Providing a window to the lives of reporters covering war zones, he explains a United Nations official at the outset emphasized its representatives were not responsible for journalists. U.N. officer in charge Mark Reynolds told Thomson, “If you get into trouble we’ll leave you, yes? You’re on your own,” words that later that day would ring frighteningly true.

Thompson sets the scene of the day which was tense but at first appeared not to hold much promise for action. Clearly this was a case of the quiet before the storm as their convoy set out:

Just two UN plus the local police white patrol car marked “Protocol” as escort, moving south through the peaceful areas of Homs, unmarked by war.

Barely ten minutes south from the city and it’s goodbye protocol. The last Syrian Army checkpoint is right on the main highway south to Damascus.

We’re headed west – just follow the direction the tank barrel is pointing next to the parked protocol car and you get the idea.

There’s always that slight tightening of the stomach across deserted no-mans-land, but this is open country, no sign of fighting.

Presently, the first motorbike picks us up and we are across and into the first Free Syrian Army checkpoint.

After a long and dusty half-hour of tracks across olive groves, we arrive at al Qusayr, to the predictable crowd scene.

The U.N. officials settle down for a long meeting with local leaders, as Thomson and his colleagues wait outside.
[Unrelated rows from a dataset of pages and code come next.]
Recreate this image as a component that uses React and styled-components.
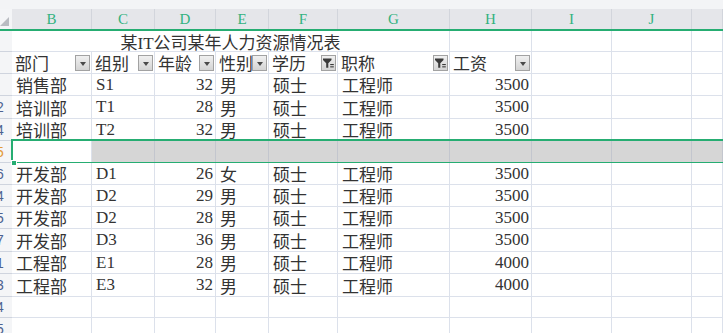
import React from 'react'
import styled, { createGlobalStyle, css } from 'styled-components'

const GREEN = '#26ad72'
const GRID = '#dce1eb'
const COLS = '12px 80px 63px 61px 53px 69px 112px 82px 80px 80px 1fr'

const Global = createGlobalStyle`
  *, *::before, *::after { box-sizing: border-box; }
  html, body { margin: 0; padding: 0; background: #fff; overflow: hidden; }
  body { font-family: "Liberation Serif", "Noto Sans CJK SC", serif; }
`

const Sheet = styled.div`
  width: 723px;
  height: 333px;
  overflow: hidden;
  display: flex;
  flex-direction: column;
`

const TopStrip = styled.div`
  height: 9px;
  background: #f3f4f6;
  flex: none;
`

const Row = styled.div`
  display: grid;
  grid-template-columns: ${COLS};
  height: ${p => p.$h || 22}px;
  flex: none;
  position: relative;
  ${p => p.$selected && css`
    &::after {
      content: '';
      position: absolute;
      left: 11px;
      right: -10px;
      top: -2px;
      bottom: -1px;
      border: 2px solid ${GREEN};
      pointer-events: none;
    }
    &::before {
      content: '';
      position: absolute;
      left: 11px;
      bottom: -3px;
      width: 6px;
      height: 6px;
      background: ${GREEN};
      border: 1px solid #fff;
      z-index: 2;
    }
  `}
`

const HeadRow = styled(Row)`
  background: #e5e6ea;
  border-bottom: 2px solid ${GREEN};
`

const Corner = styled.div`
  background: #f4f5f7;
  position: relative;
  overflow: hidden;
  &::after {
    content: '';
    position: absolute;
    right: 3px;
    bottom: 3px;
    width: 0;
    height: 0;
    border-left: 9px solid transparent;
    border-bottom: 9px solid #b9bcc2;
  }
`

const ColHead = styled.div`
  display: flex;
  align-items: center;
  justify-content: center;
  color: #33b27f;
  font-size: 15px;
  border-right: 1px solid #d2d5dc;
`

const RowNum = styled.div`
  background: #f4f5f7;
  border-bottom: 1px solid #cfd4de;
  overflow: hidden;
  position: relative;
  span {
    position: absolute;
    left: -19px;
    width: 30px;
    top: 0;
    bottom: 0;
    display: flex;
    align-items: center;
    justify-content: center;
    font-family: "Liberation Sans", sans-serif;
    font-size: 14px;
    color: ${p => (p.$active ? '#e39a36' : '#4d6391')};
  }
`

const Cell = styled.div`
  border-right: 1px solid ${p => (p.$sel ? '#c3c6ce' : GRID)};
  border-bottom: 1px solid ${p => (p.$sel ? '#c3c6ce' : GRID)};
  background: ${p => (p.$sel ? '#d6d6d6' : '#fff')};
  display: flex;
  align-items: center;
  justify-content: ${p => (p.$right ? 'flex-end' : 'flex-start')};
  padding: ${p => (p.$right ? '0 2px 0 0' : '0 0 0 4px')};
  font-size: 17px;
  color: #333;
  white-space: nowrap;
  overflow: hidden;
  min-width: 0;
`

const Title = styled(Cell)`
  grid-column: 2 / 8;
  justify-content: center;
  padding: 0;
`

const FieldCell = styled(Cell)`
  justify-content: space-between;
  padding: 0 1px 0 3px;
  span {
    overflow: hidden;
    min-width: 0;
  }
`

const FilterBtn = styled.div`
  width: 15px;
  height: 16px;
  flex: none;
  border: 1px solid #a2a2a2;
  background: linear-gradient(#f0f0f0, #d4d4d4);
  display: flex;
  align-items: center;
  justify-content: center;
  &::after {
    content: '';
    display: ${p => (p.$active ? 'none' : 'block')};
    margin-top: 2px;
    border-left: 3.5px solid transparent;
    border-right: 3.5px solid transparent;
    border-top: 4px solid #4a4a4a;
  }
`

function Funnel() {
  return (
    <svg width="13" height="12" viewBox="0 0 13 12">
      <path d="M1 1.5h8.5v1.6L6.3 6.2v4.6H4.2V6.2L1 3.1z" fill="#3a3a3a" />
      <rect x="8.2" y="7" width="3.6" height="1.1" fill="#3a3a3a" />
      <rect x="8.2" y="9.3" width="3.6" height="1.1" fill="#3a3a3a" />
    </svg>
  )
}

const letters = ['B', 'C', 'D', 'E', 'F', 'G', 'H', 'I', 'J', '']

const fields = [
  ['部门'], ['组别'], ['年龄'], ['性别'], ['学历', true], ['职称', true], ['工资'],
]

const data = [
  { n: '3', h: 22, v: ['销售部', 'S1', '32', '男', '硕士', '工程师', '3500'] },
  { n: '12', h: 23, v: ['培训部', 'T1', '28', '男', '硕士', '工程师', '3500'] },
  { n: '14', h: 22, v: ['培训部', 'T2', '32', '男', '硕士', '工程师', '3500'] },
  { n: '15', h: 22, sel: true, v: ['', '', '', '', '', '', ''] },
  { n: '16', h: 22, v: ['开发部', 'D1', '26', '女', '硕士', '工程师', '3500'] },
  { n: '24', h: 22, v: ['开发部', 'D2', '29', '男', '硕士', '工程师', '3500'] },
  { n: '25', h: 22, v: ['开发部', 'D2', '28', '男', '硕士', '工程师', '3500'] },
  { n: '27', h: 23, v: ['开发部', 'D3', '36', '男', '硕士', '工程师', '3500'] },
  { n: '31', h: 22, v: ['工程部', 'E1', '28', '男', '硕士', '工程师', '4000'] },
  { n: '33', h: 23, v: ['工程部', 'E3', '32', '男', '硕士', '工程师', '4000'] },
  { n: '34', h: 21, v: ['', '', '', '', '', '', ''] },
  { n: '35', h: 22, v: ['', '', '', '', '', '', ''] },
]

const numeric = [false, false, true, false, false, false, true]

export default function App() {
  return (
    <Sheet>
      <Global />
      <TopStrip />
      <HeadRow $h={22}>
        <Corner />
        {letters.map((l, i) => (
          <ColHead key={i}>{l}</ColHead>
        ))}
      </HeadRow>

      <Row $h={21}>
        <RowNum><span>1</span></RowNum>
        <Title>某IT公司某年人力资源情况表</Title>
        <Cell />
        <Cell />
        <Cell />
        <Cell />
      </Row>

      <Row $h={22}>
        <RowNum><span>2</span></RowNum>
        {fields.map(([label, active]) => (
          <FieldCell key={label}>
            <span>{label}</span>
            <FilterBtn $active={active}>{active && <Funnel />}</FilterBtn>
          </FieldCell>
        ))}
        <Cell />
        <Cell />
        <Cell />
      </Row>

      {data.map(r => (
        <Row key={r.n} $h={r.h} $selected={r.sel}>
          <RowNum $active={r.sel}><span>{r.n}</span></RowNum>
          {r.v.map((v, i) => (
            <Cell key={i} $right={numeric[i]} $sel={r.sel && i > 0}>{v}</Cell>
          ))}
          <Cell $sel={r.sel} />
          <Cell $sel={r.sel} />
          <Cell $sel={r.sel} />
        </Row>
      ))}
    </Sheet>
  )
}
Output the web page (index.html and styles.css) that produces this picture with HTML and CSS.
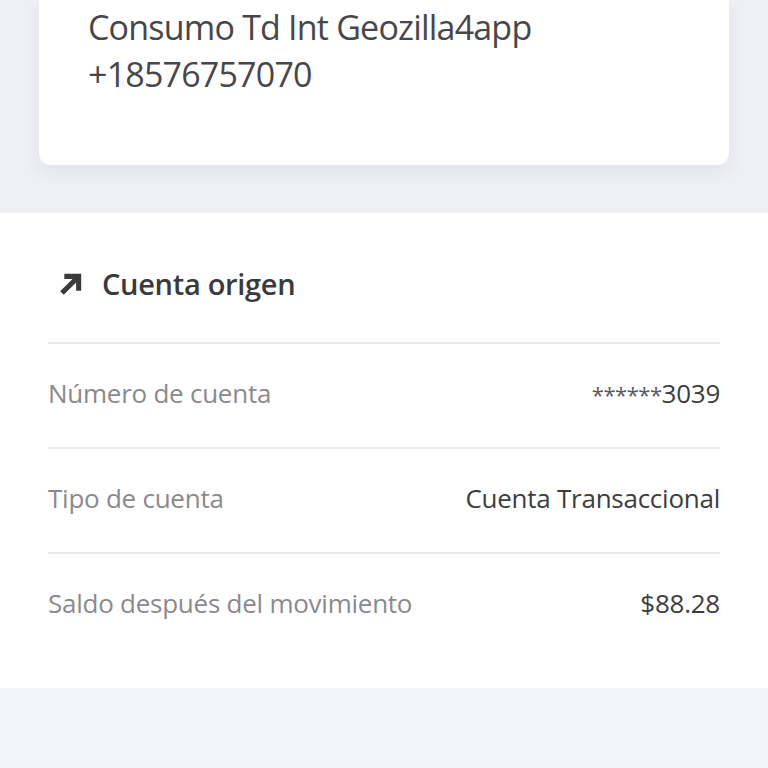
FILE: index.html
```html
<!DOCTYPE html>
<html lang="es">
<head>
<meta charset="utf-8">
<link rel="stylesheet" href="styles.css">
</head>
<body>
<div class="top">
  <div class="card">
    <p class="desc">Consumo Td Int Geozilla4app</p>
    <p class="desc">+18576757070</p>
  </div>
</div>
<section class="section">
  <div class="head">
    <svg class="arrow" viewBox="0 0 24 24" width="27" height="27">
      <path d="M6.5 2.5H21.5V17.5H17V10.2L6 21.2 2.8 18 13.8 7H6.5Z" fill="#3a3a3d"/>
    </svg>
    <h2 class="title">Cuenta origen</h2>
  </div>
  <div class="row"><span class="label">Número de cuenta</span><span class="value"><span class="mask">******</span>3039</span></div>
  <div class="row"><span class="label">Tipo de cuenta</span><span class="value">Cuenta Transaccional</span></div>
  <div class="row"><span class="label">Saldo después del movimiento</span><span class="value">$88.28</span></div>
</section>
<div class="bottom"></div>
</body>
</html>
```
FILE: styles.css
```css
html, body {
  margin: 0;
  padding: 0;
  background: #f4f5f9;
  font-family: "Open Sans", "Liberation Sans", sans-serif;
}
.top {
  background: #eff0f4;
  height: 213px;
  padding: 0 39px;
  box-sizing: border-box;
}
.card {
  background: #ffffff;
  height: 165px;
  box-sizing: border-box;
  padding: 4px 49px 0;
  border-radius: 0 0 12px 12px;
  box-shadow: 0 6px 18px rgba(40, 45, 70, 0.07);
}
.desc {
  margin: 0;
  font-size: 34px;
  line-height: 47px;
  color: #47474a;
  letter-spacing: -0.8px;
}
.section {
  background: #ffffff;
  padding: 0 48px 31px;
}
.head {
  display: flex;
  align-items: center;
  gap: 18px;
  height: 129px;
  box-sizing: border-box;
  padding: 48px 0 35px 9px;
}
.arrow {
  flex: none;
}
.title {
  margin: 0;
  font-size: 29px;
  line-height: 46px;
  font-weight: 600;
  color: #3a3a3d;
  letter-spacing: -0.3px;
}
.row {
  display: flex;
  align-items: center;
  justify-content: space-between;
  height: 105px;
  box-sizing: border-box;
  border-top: 2px solid #ebebed;
  padding-bottom: 6px;
  font-size: 26px;
  letter-spacing: -0.25px;
}
.label {
  color: #8a8a8e;
}
.value {
  color: #3d3d40;
}
.mask {
  font-size: 22px;
  color: #5a5a5e;
  letter-spacing: -0.5px;
}
.bottom {
  height: 80px;
}
```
But time drags. Our deadline begins to loom. And there’s this really irritating guy who claims to be from “rebel intelligence” and won’t quite accept that we have a visa from the government.

In his book foreign journos are people smuggled in from Lebanon illegally and that’s that. We don’t fit his profile.

He and his mates are making things difficult for our driver and translator too – their Damascus IDs and our Damascus van reg are not helping.

This is new. Different. Hostile. This is not like Homs or Houla and still the UN meeting drags on in the hot afternoon…

We decide to ask for an escort out the safe way we came in. Both sides, both checkpoints will remember our vehicle.

As is characteristic of war zones, Thomson describes an unexpected turn of events:

Suddenly four men in a black car beckon us to follow. We move out behind.

We are led another route. Led in fact, straight into a free-fire zone. Told by the Free Syrian Army to follow a road that was blocked off in the middle of no-man’s-land.

At that point there was the crack of a bullet and one of the slower three-point turns I’ve experienced. We screamed off into the nearest side-street for cover.

Another dead-end.

There was no option but to drive back out onto the sniping ground and floor it back to the road we’d been led in on.

Predictably the black car was there which had led us to the trap. They roared off as soon as we re-appeared.

Without the ability to access the Free Syria Army fighters, The Blaze cannot verify if the rebels indeed were targeting Thomson and his team, or if they too were caught off-guard by Syrian Army forces. Thomson has no doubt:

I’m quite clear the rebels deliberately set us up to be shot by the Syrian Army. Dead journos are bad for Damascus.

That conviction only strengthened half an hour later when our four friends in the same beaten-up black car suddenly pulled out of a side-street, blocking us from the UN vehicles ahead.

An Arab League observer to Syria Nawaf Al Thani tweeted to Thomson that he believes he was similarly “set up” by Syrian rebels earlier this year.

The Committee to Protect Journalists reports at least nine journalists have been killed in Syria since November, making it “the most dangerous place for journalists in the world.”

Thomson says he believes “it was nothing personal.”